§ **EXERCISE INSTRUCTIONS**: Copy out every line exactly, passing over the pictures.

§ **GIVEN DATA**:
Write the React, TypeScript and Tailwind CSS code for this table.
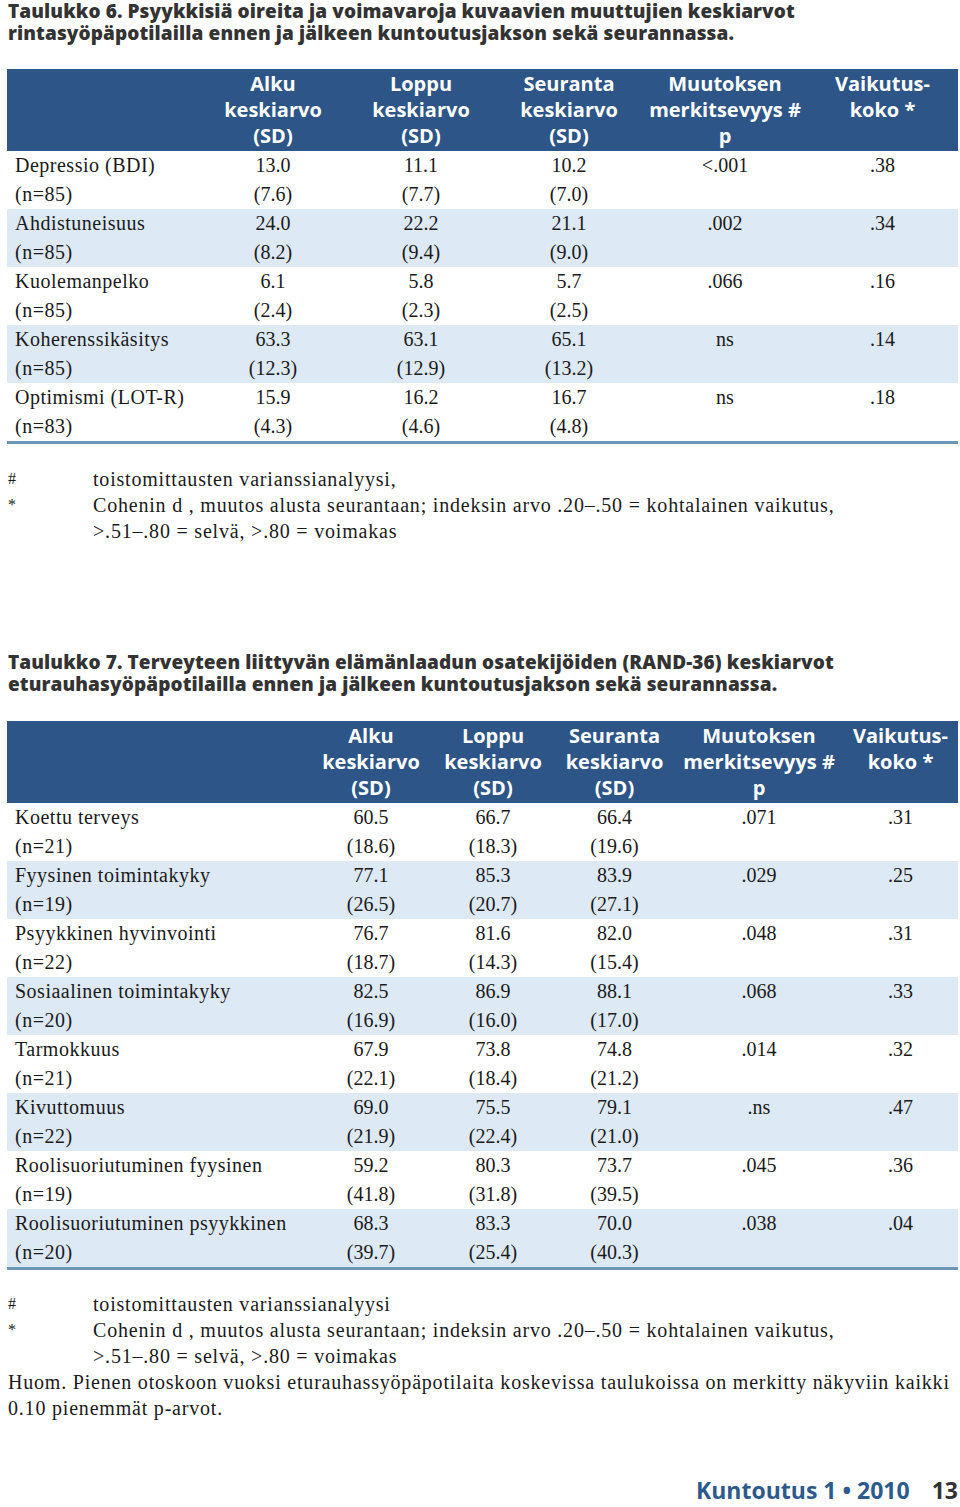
const sans = "font-['Open_Sans',sans-serif]";
const serif = "font-['Liberation_Serif',serif]";

type Row = { label: string; n: string; vals: string[]; sds: string[]; p: string; d: string };

const table6: Row[] = [
    { label: 'Depressio (BDI)', n: '(n=85)', vals: ['13.0', '11.1', '10.2'], sds: ['(7.6)', '(7.7)', '(7.0)'], p: '<.001', d: '.38' },
    { label: 'Ahdistuneisuus', n: '(n=85)', vals: ['24.0', '22.2', '21.1'], sds: ['(8.2)', '(9.4)', '(9.0)'], p: '.002', d: '.34' },
    { label: 'Kuolemanpelko', n: '(n=85)', vals: ['6.1', '5.8', '5.7'], sds: ['(2.4)', '(2.3)', '(2.5)'], p: '.066', d: '.16' },
    { label: 'Koherenssikäsitys', n: '(n=85)', vals: ['63.3', '63.1', '65.1'], sds: ['(12.3)', '(12.9)', '(13.2)'], p: 'ns', d: '.14' },
    { label: 'Optimismi (LOT-R)', n: '(n=83)', vals: ['15.9', '16.2', '16.7'], sds: ['(4.3)', '(4.6)', '(4.8)'], p: 'ns', d: '.18' },
];

const table7: Row[] = [
    { label: 'Koettu terveys', n: '(n=21)', vals: ['60.5', '66.7', '66.4'], sds: ['(18.6)', '(18.3)', '(19.6)'], p: '.071', d: '.31' },
    { label: 'Fyysinen toimintakyky', n: '(n=19)', vals: ['77.1', '85.3', '83.9'], sds: ['(26.5)', '(20.7)', '(27.1)'], p: '.029', d: '.25' },
    { label: 'Psyykkinen hyvinvointi', n: '(n=22)', vals: ['76.7', '81.6', '82.0'], sds: ['(18.7)', '(14.3)', '(15.4)'], p: '.048', d: '.31' },
    { label: 'Sosiaalinen toimintakyky', n: '(n=20)', vals: ['82.5', '86.9', '88.1'], sds: ['(16.9)', '(16.0)', '(17.0)'], p: '.068', d: '.33' },
    { label: 'Tarmokkuus', n: '(n=21)', vals: ['67.9', '73.8', '74.8'], sds: ['(22.1)', '(18.4)', '(21.2)'], p: '.014', d: '.32' },
    { label: 'Kivuttomuus', n: '(n=22)', vals: ['69.0', '75.5', '79.1'], sds: ['(21.9)', '(22.4)', '(21.0)'], p: '.ns', d: '.47' },
    { label: 'Roolisuoriutuminen fyysinen', n: '(n=19)', vals: ['59.2', '80.3', '73.7'], sds: ['(41.8)', '(31.8)', '(39.5)'], p: '.045', d: '.36' },
    { label: 'Roolisuoriutuminen psyykkinen', n: '(n=20)', vals: ['68.3', '83.3', '70.0'], sds: ['(39.7)', '(25.4)', '(40.3)'], p: '.038', d: '.04' },
];

function DataTable({ rows, cols }: { rows: Row[]; cols: string }) {
    return (
        <div className="w-[951px]">
            {/* Header */}
            <div className={`grid ${cols} bg-[#2d5588] text-white ${sans} font-bold text-[20px] leading-[26px] py-[2px]`}>
                <div />
                <div className="text-center">Alku<br />keskiarvo<br />(SD)</div>
                <div className="text-center">Loppu<br />keskiarvo<br />(SD)</div>
                <div className="text-center">Seuranta<br />keskiarvo<br />(SD)</div>
                <div className="text-center">Muutoksen<br />merkitsevyys #<br />p</div>
                <div className="text-center">Vaikutus-<br />koko *</div>
            </div>

            {/* Body */}
            <div className={`${serif} text-[20px] leading-[29px] text-[#1a1a1a] border-b-[3px] border-[#6b97b6]`}>
                {rows.map((r, i) => (
                    <div key={r.label} className={`grid ${cols} ${i % 2 === 1 ? 'bg-[#dde9f5]' : 'bg-white'}`}>
                        <div className="pl-2 whitespace-nowrap tracking-[0.5px]">{r.label}<br />{r.n}</div>
                        {r.vals.map((v, j) => (
                            <div key={j} className="text-center">{v}<br />{r.sds[j]}</div>
                        ))}
                        <div className="text-center">{r.p}</div>
                        <div className="text-center">{r.d}</div>
                    </div>
                ))}
            </div>
        </div>
    );
}

function Notes({ comma }: { comma: boolean }) {
    return (
        <div className={`${serif} text-[20px] leading-[26px] text-[#1a1a1a]`}>
            <div className="flex">
                <span className="w-[85px] shrink-0 text-[16px]">#</span>
                <span className="tracking-[0.8px]">toistomittausten varianssianalyysi{comma ? ',' : ''}</span>
            </div>
            <div className="flex">
                <span className="w-[85px] shrink-0 text-[16px]">*</span>
                <span className="tracking-[0.8px]">Cohenin d , muutos alusta seurantaan; indeksin arvo .20–.50 = kohtalainen vaikutus,<br />&gt;.51–.80 = selvä, &gt;.80 = voimakas</span>
            </div>
        </div>
    );
}

export default function App() {
    return (
        <div className="w-[960px] h-[1507px] bg-white px-[7px] relative">
            <h2 className={`${sans} font-extrabold text-[19px] tracking-[0.1px] leading-[22px] text-[#333] pl-px`}>
                Taulukko 6. Psyykkisiä oireita ja voimavaroja kuvaavien muuttujien keskiarvot<br />
                rintasyöpäpotilailla ennen ja jälkeen kuntoutusjakson sekä seurannassa.
            </h2>

            <div className="mt-[25px]">
                <DataTable rows={table6} cols="grid-cols-[192px_148px_148px_148px_164px_1fr]" />
            </div>

            <div className="mt-[22px] pl-px">
                <Notes comma />
            </div>

            <h2 className={`${sans} font-extrabold text-[19px] tracking-[0.1px] leading-[22px] text-[#333] pl-px mt-[107px]`}>
                Taulukko 7. Terveyteen liittyvän elämänlaadun osatekijöiden (RAND-36) keskiarvot<br />
                eturauhasyöpäpotilailla ennen ja jälkeen kuntoutusjakson sekä seurannassa.
            </h2>

            <div className="mt-[26px]">
                <DataTable rows={table7} cols="grid-cols-[303px_122px_122px_121px_168px_1fr]" />
            </div>

            <div className="mt-[21px] pl-px">
                <Notes comma={false} />
                <p className={`${serif} text-[20px] leading-[26px] tracking-[0.8px] text-[#1a1a1a]`}>
                    Huom. Pienen otoskoon vuoksi eturauhassyöpäpotilaita koskevissa taulukoissa on merkitty näkyviin kaikki<br />
                    0.10 pienemmät p-arvot.
                </p>
            </div>

            {/* Footer */}
            <div className={`absolute right-[2px] bottom-0 flex items-baseline gap-[22px] ${sans} font-bold text-[23px]`}>
                <span className="text-[#2d5a8c]">Kuntoutus 1 • 2010</span>
                <span className="text-[#333]">13</span>
            </div>
        </div>
    );
}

§ **ANSWER FOR THE TASK**:
Write the React, TypeScript and Tailwind CSS code for this table.
const sans = "font-['Open_Sans',sans-serif]";
const serif = "font-['Liberation_Serif',serif]";

type Row = { label: string; n: string; vals: string[]; sds: string[]; p: string; d: string };

const table6: Row[] = [
    { label: 'Depressio (BDI)', n: '(n=85)', vals: ['13.0', '11.1', '10.2'], sds: ['(7.6)', '(7.7)', '(7.0)'], p: '<.001', d: '.38' },
    { label: 'Ahdistuneisuus', n: '(n=85)', vals: ['24.0', '22.2', '21.1'], sds: ['(8.2)', '(9.4)', '(9.0)'], p: '.002', d: '.34' },
    { label: 'Kuolemanpelko', n: '(n=85)', vals: ['6.1', '5.8', '5.7'], sds: ['(2.4)', '(2.3)', '(2.5)'], p: '.066', d: '.16' },
    { label: 'Koherenssikäsitys', n: '(n=85)', vals: ['63.3', '63.1', '65.1'], sds: ['(12.3)', '(12.9)', '(13.2)'], p: 'ns', d: '.14' },
    { label: 'Optimismi (LOT-R)', n: '(n=83)', vals: ['15.9', '16.2', '16.7'], sds: ['(4.3)', '(4.6)', '(4.8)'], p: 'ns', d: '.18' },
];

const table7: Row[] = [
    { label: 'Koettu terveys', n: '(n=21)', vals: ['60.5', '66.7', '66.4'], sds: ['(18.6)', '(18.3)', '(19.6)'], p: '.071', d: '.31' },
    { label: 'Fyysinen toimintakyky', n: '(n=19)', vals: ['77.1', '85.3', '83.9'], sds: ['(26.5)', '(20.7)', '(27.1)'], p: '.029', d: '.25' },
    { label: 'Psyykkinen hyvinvointi', n: '(n=22)', vals: ['76.7', '81.6', '82.0'], sds: ['(18.7)', '(14.3)', '(15.4)'], p: '.048', d: '.31' },
    { label: 'Sosiaalinen toimintakyky', n: '(n=20)', vals: ['82.5', '86.9', '88.1'], sds: ['(16.9)', '(16.0)', '(17.0)'], p: '.068', d: '.33' },
    { label: 'Tarmokkuus', n: '(n=21)', vals: ['67.9', '73.8', '74.8'], sds: ['(22.1)', '(18.4)', '(21.2)'], p: '.014', d: '.32' },
    { label: 'Kivuttomuus', n: '(n=22)', vals: ['69.0', '75.5', '79.1'], sds: ['(21.9)', '(22.4)', '(21.0)'], p: '.ns', d: '.47' },
    { label: 'Roolisuoriutuminen fyysinen', n: '(n=19)', vals: ['59.2', '80.3', '73.7'], sds: ['(41.8)', '(31.8)', '(39.5)'], p: '.045', d: '.36' },
    { label: 'Roolisuoriutuminen psyykkinen', n: '(n=20)', vals: ['68.3', '83.3', '70.0'], sds: ['(39.7)', '(25.4)', '(40.3)'], p: '.038', d: '.04' },
];

function DataTable({ rows, cols }: { rows: Row[]; cols: string }) {
    return (
        <div className="w-[951px]">
            {/* Header */}
            <div className={`grid ${cols} bg-[#2d5588] text-white ${sans} font-bold text-[20px] leading-[26px] py-[2px]`}>
                <div />
                <div className="text-center">Alku<br />keskiarvo<br />(SD)</div>
                <div className="text-center">Loppu<br />keskiarvo<br />(SD)</div>
                <div className="text-center">Seuranta<br />keskiarvo<br />(SD)</div>
                <div className="text-center">Muutoksen<br />merkitsevyys #<br />p</div>
                <div className="text-center">Vaikutus-<br />koko *</div>
            </div>

            {/* Body */}
            <div className={`${serif} text-[20px] leading-[29px] text-[#1a1a1a] border-b-[3px] border-[#6b97b6]`}>
                {rows.map((r, i) => (
                    <div key={r.label} className={`grid ${cols} ${i % 2 === 1 ? 'bg-[#dde9f5]' : 'bg-white'}`}>
                        <div className="pl-2 whitespace-nowrap tracking-[0.5px]">{r.label}<br />{r.n}</div>
                        {r.vals.map((v, j) => (
                            <div key={j} className="text-center">{v}<br />{r.sds[j]}</div>
                        ))}
                        <div className="text-center">{r.p}</div>
                        <div className="text-center">{r.d}</div>
                    </div>
                ))}
            </div>
        </div>
    );
}

function Notes({ comma }: { comma: boolean }) {
    return (
        <div className={`${serif} text-[20px] leading-[26px] text-[#1a1a1a]`}>
            <div className="flex">
                <span className="w-[85px] shrink-0 text-[16px]">#</span>
                <span className="tracking-[0.8px]">toistomittausten varianssianalyysi{comma ? ',' : ''}</span>
            </div>
            <div className="flex">
                <span className="w-[85px] shrink-0 text-[16px]">*</span>
                <span className="tracking-[0.8px]">Cohenin d , muutos alusta seurantaan; indeksin arvo .20–.50 = kohtalainen vaikutus,<br />&gt;.51–.80 = selvä, &gt;.80 = voimakas</span>
            </div>
        </div>
    );
}

export default function App() {
    return (
        <div className="w-[960px] h-[1507px] bg-white px-[7px] relative">
            <h2 className={`${sans} font-extrabold text-[19px] tracking-[0.1px] leading-[22px] text-[#333] pl-px`}>
                Taulukko 6. Psyykkisiä oireita ja voimavaroja kuvaavien muuttujien keskiarvot<br />
                rintasyöpäpotilailla ennen ja jälkeen kuntoutusjakson sekä seurannassa.
            </h2>

            <div className="mt-[25px]">
                <DataTable rows={table6} cols="grid-cols-[192px_148px_148px_148px_164px_1fr]" />
            </div>

            <div className="mt-[22px] pl-px">
                <Notes comma />
            </div>

            <h2 className={`${sans} font-extrabold text-[19px] tracking-[0.1px] leading-[22px] text-[#333] pl-px mt-[107px]`}>
                Taulukko 7. Terveyteen liittyvän elämänlaadun osatekijöiden (RAND-36) keskiarvot<br />
                eturauhasyöpäpotilailla ennen ja jälkeen kuntoutusjakson sekä seurannassa.
            </h2>

            <div className="mt-[26px]">
                <DataTable rows={table7} cols="grid-cols-[303px_122px_122px_121px_168px_1fr]" />
            </div>

            <div className="mt-[21px] pl-px">
                <Notes comma={false} />
                <p className={`${serif} text-[20px] leading-[26px] tracking-[0.8px] text-[#1a1a1a]`}>
                    Huom. Pienen otoskoon vuoksi eturauhassyöpäpotilaita koskevissa taulukoissa on merkitty näkyviin kaikki<br />
                    0.10 pienemmät p-arvot.
                </p>
            </div>

            {/* Footer */}
            <div className={`absolute right-[2px] bottom-0 flex items-baseline gap-[22px] ${sans} font-bold text-[23px]`}>
                <span className="text-[#2d5a8c]">Kuntoutus 1 • 2010</span>
                <span className="text-[#333]">13</span>
            </div>
        </div>
    );
}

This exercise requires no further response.